DIRECTION: Search the material below for the word "code". Copy every line that has it.

·····

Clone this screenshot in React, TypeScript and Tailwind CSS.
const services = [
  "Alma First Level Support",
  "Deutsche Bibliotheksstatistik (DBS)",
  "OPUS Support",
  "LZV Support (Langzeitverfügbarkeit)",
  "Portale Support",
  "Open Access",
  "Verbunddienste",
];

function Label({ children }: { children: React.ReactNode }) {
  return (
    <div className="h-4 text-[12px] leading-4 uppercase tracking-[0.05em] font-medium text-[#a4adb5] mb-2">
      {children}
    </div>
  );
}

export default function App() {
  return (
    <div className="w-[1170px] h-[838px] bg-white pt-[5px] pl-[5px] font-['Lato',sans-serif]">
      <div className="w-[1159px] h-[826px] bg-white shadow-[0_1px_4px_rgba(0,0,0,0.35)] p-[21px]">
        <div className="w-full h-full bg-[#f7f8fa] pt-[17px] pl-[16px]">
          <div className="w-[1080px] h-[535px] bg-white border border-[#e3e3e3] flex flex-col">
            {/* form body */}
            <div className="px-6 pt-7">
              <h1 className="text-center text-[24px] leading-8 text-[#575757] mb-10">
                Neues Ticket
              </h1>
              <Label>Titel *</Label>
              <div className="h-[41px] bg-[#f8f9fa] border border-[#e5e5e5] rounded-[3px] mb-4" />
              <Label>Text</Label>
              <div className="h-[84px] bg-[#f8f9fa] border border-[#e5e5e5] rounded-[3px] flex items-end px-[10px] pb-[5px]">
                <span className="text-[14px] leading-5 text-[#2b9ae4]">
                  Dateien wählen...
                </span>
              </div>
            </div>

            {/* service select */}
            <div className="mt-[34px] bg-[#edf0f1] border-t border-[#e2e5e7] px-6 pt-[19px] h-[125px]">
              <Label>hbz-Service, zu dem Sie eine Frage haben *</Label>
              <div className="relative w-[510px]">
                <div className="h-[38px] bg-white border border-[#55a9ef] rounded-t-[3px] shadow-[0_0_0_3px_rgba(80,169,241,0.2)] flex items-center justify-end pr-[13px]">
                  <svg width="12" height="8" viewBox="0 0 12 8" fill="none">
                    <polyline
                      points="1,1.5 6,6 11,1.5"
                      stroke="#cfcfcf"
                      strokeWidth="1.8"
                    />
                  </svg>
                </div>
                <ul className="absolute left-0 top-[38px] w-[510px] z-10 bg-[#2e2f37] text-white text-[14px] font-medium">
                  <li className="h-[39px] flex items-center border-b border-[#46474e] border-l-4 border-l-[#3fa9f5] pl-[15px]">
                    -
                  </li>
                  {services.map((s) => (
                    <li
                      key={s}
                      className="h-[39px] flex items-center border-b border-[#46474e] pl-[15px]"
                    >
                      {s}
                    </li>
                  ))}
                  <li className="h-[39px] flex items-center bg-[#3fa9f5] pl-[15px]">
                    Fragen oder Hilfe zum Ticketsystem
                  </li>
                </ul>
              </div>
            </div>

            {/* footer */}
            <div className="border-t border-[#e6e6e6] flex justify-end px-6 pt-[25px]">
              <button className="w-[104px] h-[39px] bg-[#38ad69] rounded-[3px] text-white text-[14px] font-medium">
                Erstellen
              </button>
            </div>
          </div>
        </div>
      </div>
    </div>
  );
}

·····

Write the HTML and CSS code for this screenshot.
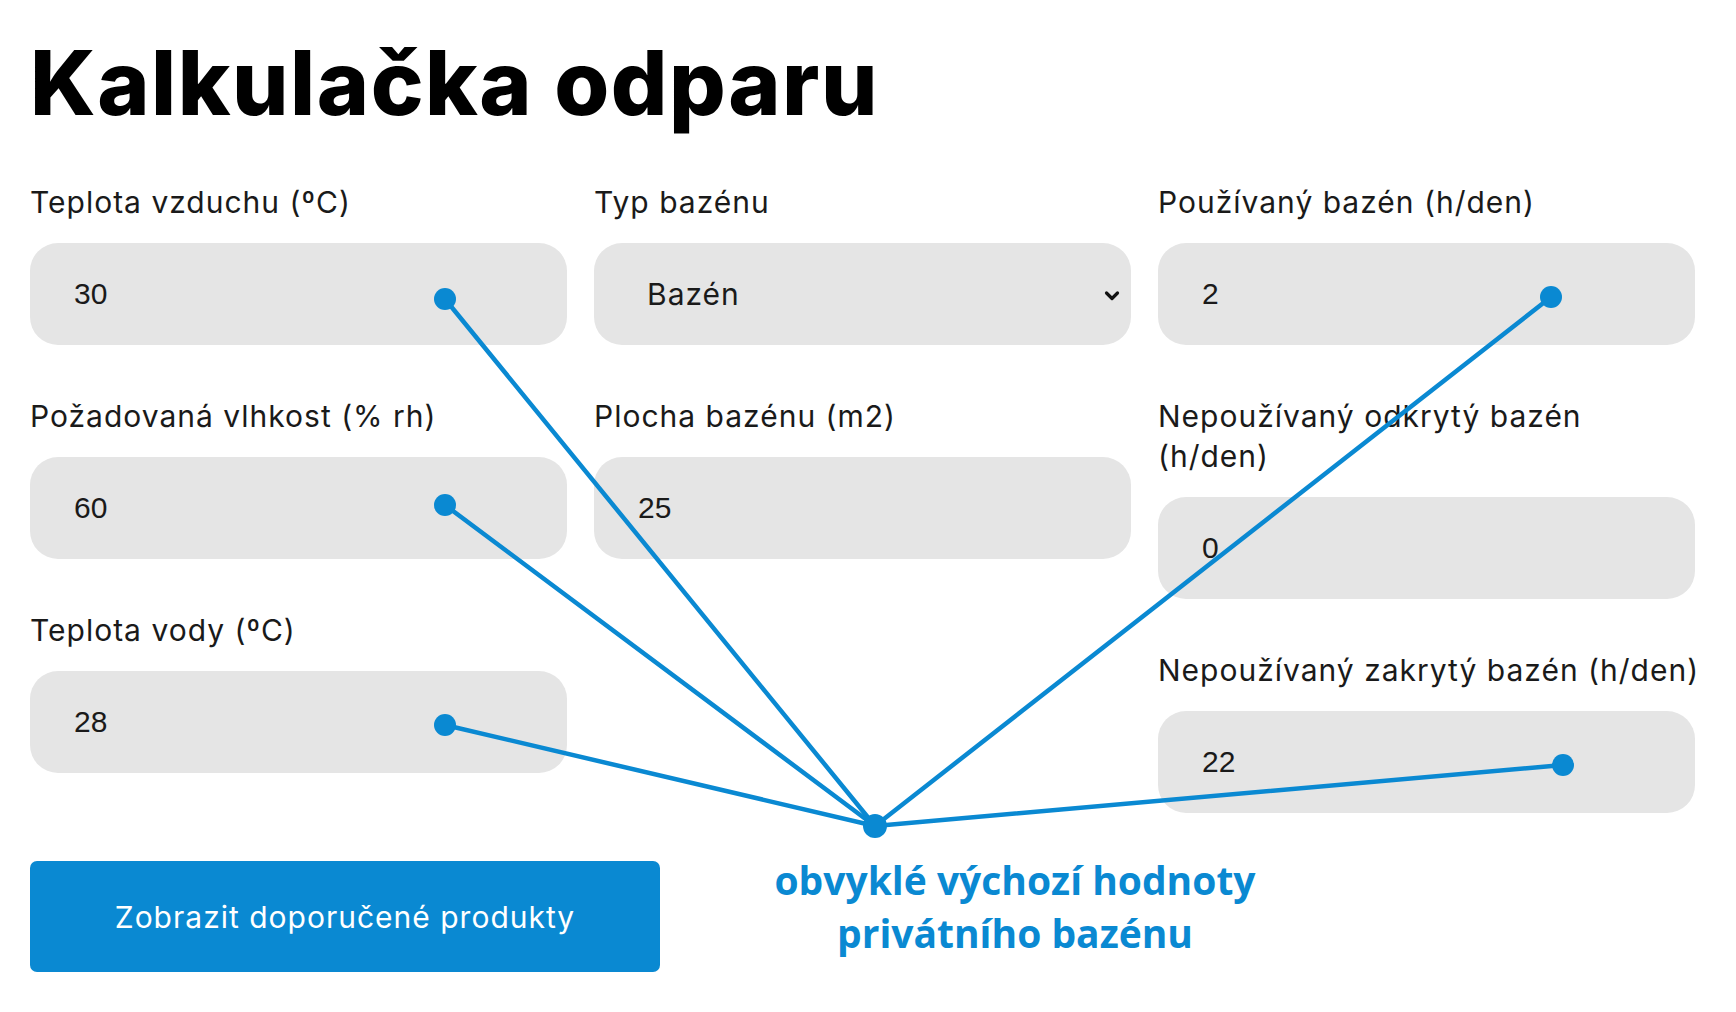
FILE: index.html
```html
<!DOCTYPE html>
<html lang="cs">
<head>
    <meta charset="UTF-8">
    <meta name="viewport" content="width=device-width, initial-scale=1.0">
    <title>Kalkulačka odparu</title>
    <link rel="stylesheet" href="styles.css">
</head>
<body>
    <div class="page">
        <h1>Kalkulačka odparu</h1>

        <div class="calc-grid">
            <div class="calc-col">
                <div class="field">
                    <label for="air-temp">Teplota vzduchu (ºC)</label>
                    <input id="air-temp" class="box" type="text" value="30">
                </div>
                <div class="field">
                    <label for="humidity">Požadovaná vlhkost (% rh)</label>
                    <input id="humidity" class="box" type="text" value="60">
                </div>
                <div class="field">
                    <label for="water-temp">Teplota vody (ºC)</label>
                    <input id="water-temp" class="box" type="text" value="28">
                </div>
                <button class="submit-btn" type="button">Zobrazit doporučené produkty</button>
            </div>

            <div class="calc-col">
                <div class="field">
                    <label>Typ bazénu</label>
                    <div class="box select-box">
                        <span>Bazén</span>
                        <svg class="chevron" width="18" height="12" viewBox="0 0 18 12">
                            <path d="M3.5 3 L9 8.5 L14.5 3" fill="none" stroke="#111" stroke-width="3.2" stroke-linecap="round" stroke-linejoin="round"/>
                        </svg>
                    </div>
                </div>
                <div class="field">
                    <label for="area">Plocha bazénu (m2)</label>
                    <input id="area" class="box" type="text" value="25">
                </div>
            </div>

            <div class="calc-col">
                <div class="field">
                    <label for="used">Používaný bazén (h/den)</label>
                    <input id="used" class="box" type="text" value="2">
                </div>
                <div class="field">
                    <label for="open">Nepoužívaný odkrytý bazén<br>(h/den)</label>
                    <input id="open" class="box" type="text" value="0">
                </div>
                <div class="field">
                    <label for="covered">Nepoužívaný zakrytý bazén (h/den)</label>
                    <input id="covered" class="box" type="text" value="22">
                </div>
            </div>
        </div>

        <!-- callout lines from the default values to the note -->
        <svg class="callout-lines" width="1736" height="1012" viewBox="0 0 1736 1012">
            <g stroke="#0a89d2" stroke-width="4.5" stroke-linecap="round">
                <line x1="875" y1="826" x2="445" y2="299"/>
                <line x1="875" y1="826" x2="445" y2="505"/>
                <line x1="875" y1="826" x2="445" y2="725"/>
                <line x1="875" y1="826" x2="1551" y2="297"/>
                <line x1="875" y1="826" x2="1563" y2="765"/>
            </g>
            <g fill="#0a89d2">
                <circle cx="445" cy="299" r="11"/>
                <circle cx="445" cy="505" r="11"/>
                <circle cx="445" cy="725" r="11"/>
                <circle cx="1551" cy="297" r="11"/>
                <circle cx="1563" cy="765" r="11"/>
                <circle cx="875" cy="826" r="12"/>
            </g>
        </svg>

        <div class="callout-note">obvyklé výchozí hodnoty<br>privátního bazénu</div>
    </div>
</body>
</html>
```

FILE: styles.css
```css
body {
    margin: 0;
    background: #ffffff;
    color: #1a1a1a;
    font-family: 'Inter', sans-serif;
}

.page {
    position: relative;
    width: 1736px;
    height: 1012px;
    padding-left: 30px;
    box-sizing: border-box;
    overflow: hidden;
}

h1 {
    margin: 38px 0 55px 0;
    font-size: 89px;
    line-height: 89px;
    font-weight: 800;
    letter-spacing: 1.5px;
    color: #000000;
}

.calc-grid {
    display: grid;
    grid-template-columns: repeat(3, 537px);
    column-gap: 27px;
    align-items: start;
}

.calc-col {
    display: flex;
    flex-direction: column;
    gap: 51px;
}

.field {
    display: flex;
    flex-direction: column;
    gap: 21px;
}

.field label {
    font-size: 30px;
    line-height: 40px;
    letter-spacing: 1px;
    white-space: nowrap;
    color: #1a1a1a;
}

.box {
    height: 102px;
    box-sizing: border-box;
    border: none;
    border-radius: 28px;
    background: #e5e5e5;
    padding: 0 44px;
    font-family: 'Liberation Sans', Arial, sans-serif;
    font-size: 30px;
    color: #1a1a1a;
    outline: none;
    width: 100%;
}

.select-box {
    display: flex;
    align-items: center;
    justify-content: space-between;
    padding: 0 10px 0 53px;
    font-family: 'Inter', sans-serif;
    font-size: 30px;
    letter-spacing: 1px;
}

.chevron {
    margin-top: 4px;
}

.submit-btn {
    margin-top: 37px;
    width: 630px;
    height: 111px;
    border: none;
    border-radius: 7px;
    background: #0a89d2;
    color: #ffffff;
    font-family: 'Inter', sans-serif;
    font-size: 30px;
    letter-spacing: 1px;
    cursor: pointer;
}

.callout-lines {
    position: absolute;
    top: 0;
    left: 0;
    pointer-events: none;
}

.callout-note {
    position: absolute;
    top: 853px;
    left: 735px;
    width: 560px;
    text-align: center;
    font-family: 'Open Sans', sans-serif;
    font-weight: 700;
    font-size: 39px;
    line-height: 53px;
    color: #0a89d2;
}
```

·····

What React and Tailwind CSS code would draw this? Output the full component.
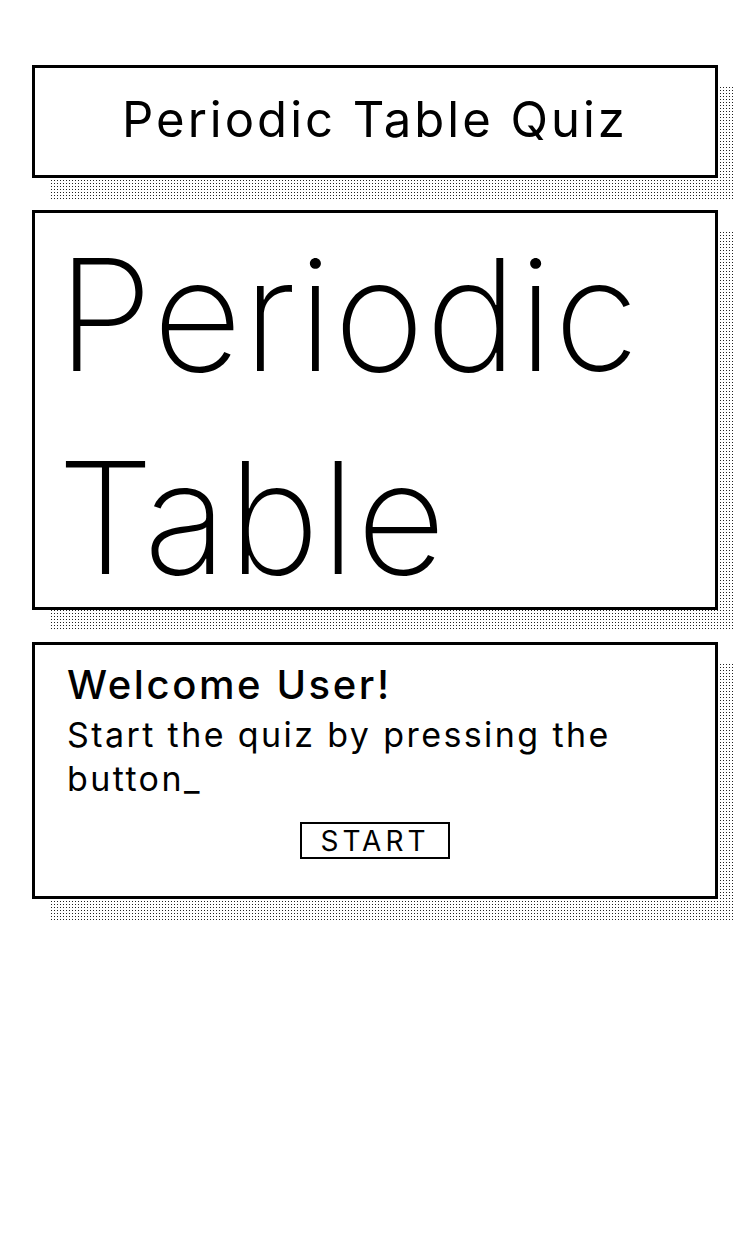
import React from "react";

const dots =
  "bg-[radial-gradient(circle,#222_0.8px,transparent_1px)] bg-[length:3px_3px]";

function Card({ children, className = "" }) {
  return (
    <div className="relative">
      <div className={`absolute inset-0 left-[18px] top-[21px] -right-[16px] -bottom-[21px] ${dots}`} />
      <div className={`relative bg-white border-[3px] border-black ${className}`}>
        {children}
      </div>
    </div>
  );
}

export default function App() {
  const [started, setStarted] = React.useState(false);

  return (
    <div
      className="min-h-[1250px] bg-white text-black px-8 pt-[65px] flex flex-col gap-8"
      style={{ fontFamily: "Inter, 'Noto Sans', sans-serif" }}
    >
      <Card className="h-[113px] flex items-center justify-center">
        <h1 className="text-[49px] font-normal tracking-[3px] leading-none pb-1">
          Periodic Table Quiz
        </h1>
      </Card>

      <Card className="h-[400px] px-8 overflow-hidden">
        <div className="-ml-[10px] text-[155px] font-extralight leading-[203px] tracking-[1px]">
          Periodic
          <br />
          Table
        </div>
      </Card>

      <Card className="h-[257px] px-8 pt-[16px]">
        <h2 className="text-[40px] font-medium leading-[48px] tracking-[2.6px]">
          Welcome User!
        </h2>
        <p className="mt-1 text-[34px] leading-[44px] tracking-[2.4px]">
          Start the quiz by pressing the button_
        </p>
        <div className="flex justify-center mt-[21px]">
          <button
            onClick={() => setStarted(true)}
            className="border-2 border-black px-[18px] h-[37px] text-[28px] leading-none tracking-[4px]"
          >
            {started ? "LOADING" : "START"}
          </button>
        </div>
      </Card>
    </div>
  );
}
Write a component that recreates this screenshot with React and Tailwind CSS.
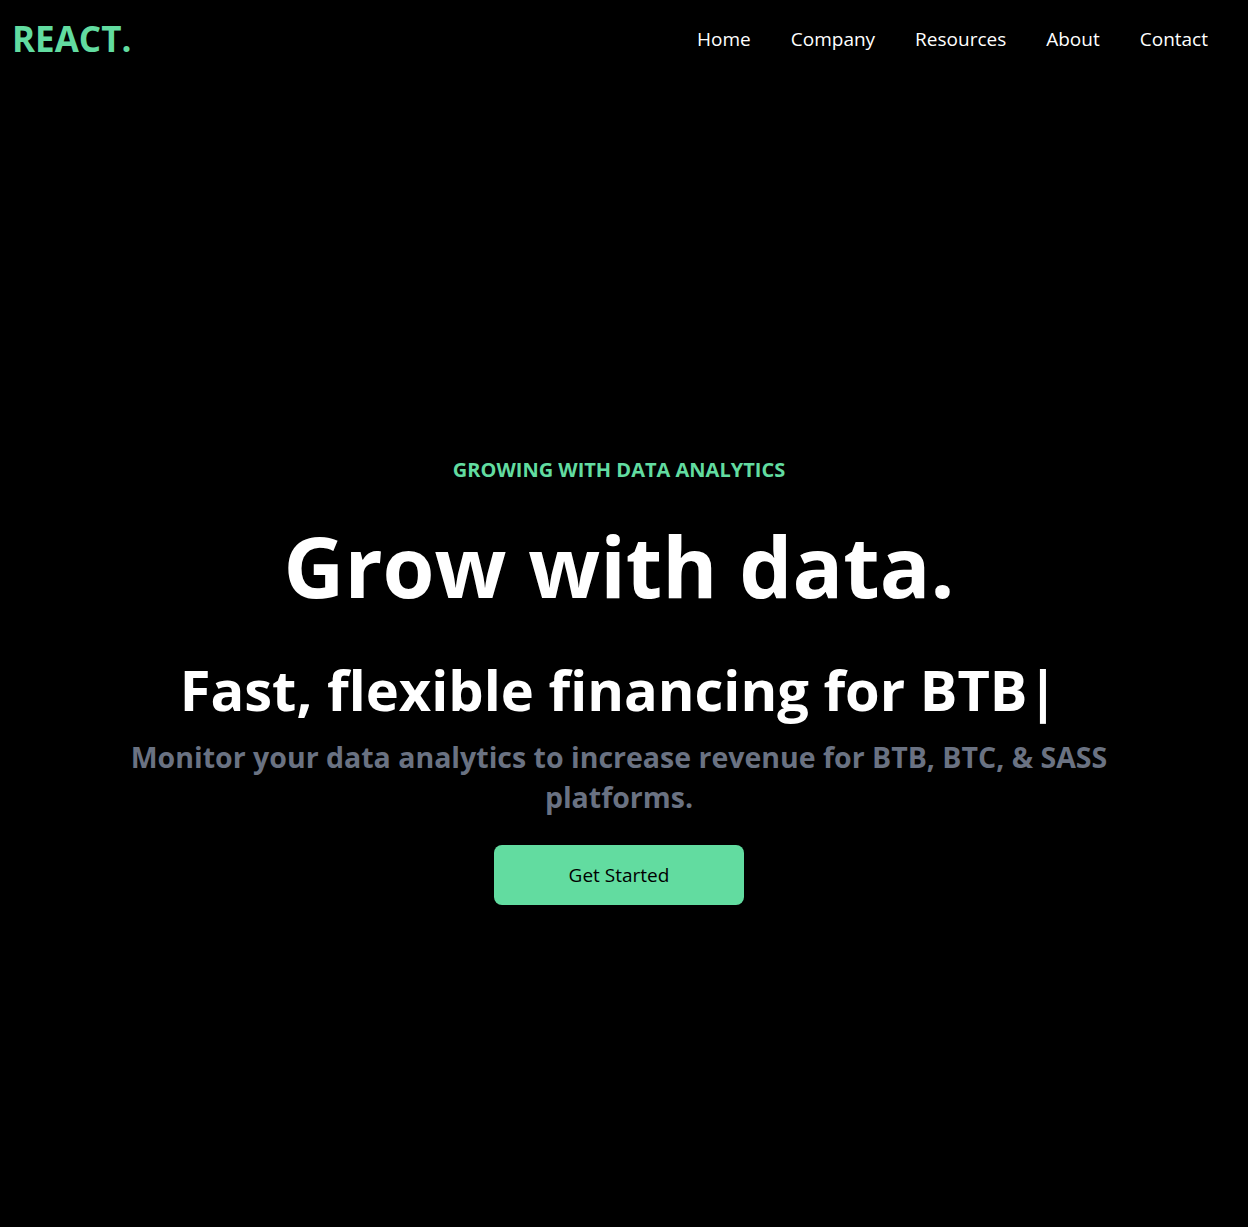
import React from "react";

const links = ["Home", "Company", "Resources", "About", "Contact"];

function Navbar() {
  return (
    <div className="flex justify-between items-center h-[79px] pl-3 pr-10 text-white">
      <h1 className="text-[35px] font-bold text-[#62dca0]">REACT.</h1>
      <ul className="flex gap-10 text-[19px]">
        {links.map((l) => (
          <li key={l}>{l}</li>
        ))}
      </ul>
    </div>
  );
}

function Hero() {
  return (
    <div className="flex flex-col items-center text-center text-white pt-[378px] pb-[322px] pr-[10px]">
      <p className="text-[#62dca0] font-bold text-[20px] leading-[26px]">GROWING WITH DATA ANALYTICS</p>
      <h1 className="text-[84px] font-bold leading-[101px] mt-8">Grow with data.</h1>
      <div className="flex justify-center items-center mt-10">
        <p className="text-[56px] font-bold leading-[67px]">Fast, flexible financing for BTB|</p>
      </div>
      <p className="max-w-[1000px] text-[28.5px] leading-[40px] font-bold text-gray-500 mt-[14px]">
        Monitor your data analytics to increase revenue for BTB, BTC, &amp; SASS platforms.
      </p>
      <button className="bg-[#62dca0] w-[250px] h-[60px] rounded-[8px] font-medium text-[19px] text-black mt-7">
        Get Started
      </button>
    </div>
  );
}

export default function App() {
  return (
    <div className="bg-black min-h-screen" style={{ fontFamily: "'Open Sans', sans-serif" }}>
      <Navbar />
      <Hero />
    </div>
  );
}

·····

TASK ANSWER:
Write the HTML and CSS code for this screenshot.
What React and Tailwind CSS code would draw this? Output the full component.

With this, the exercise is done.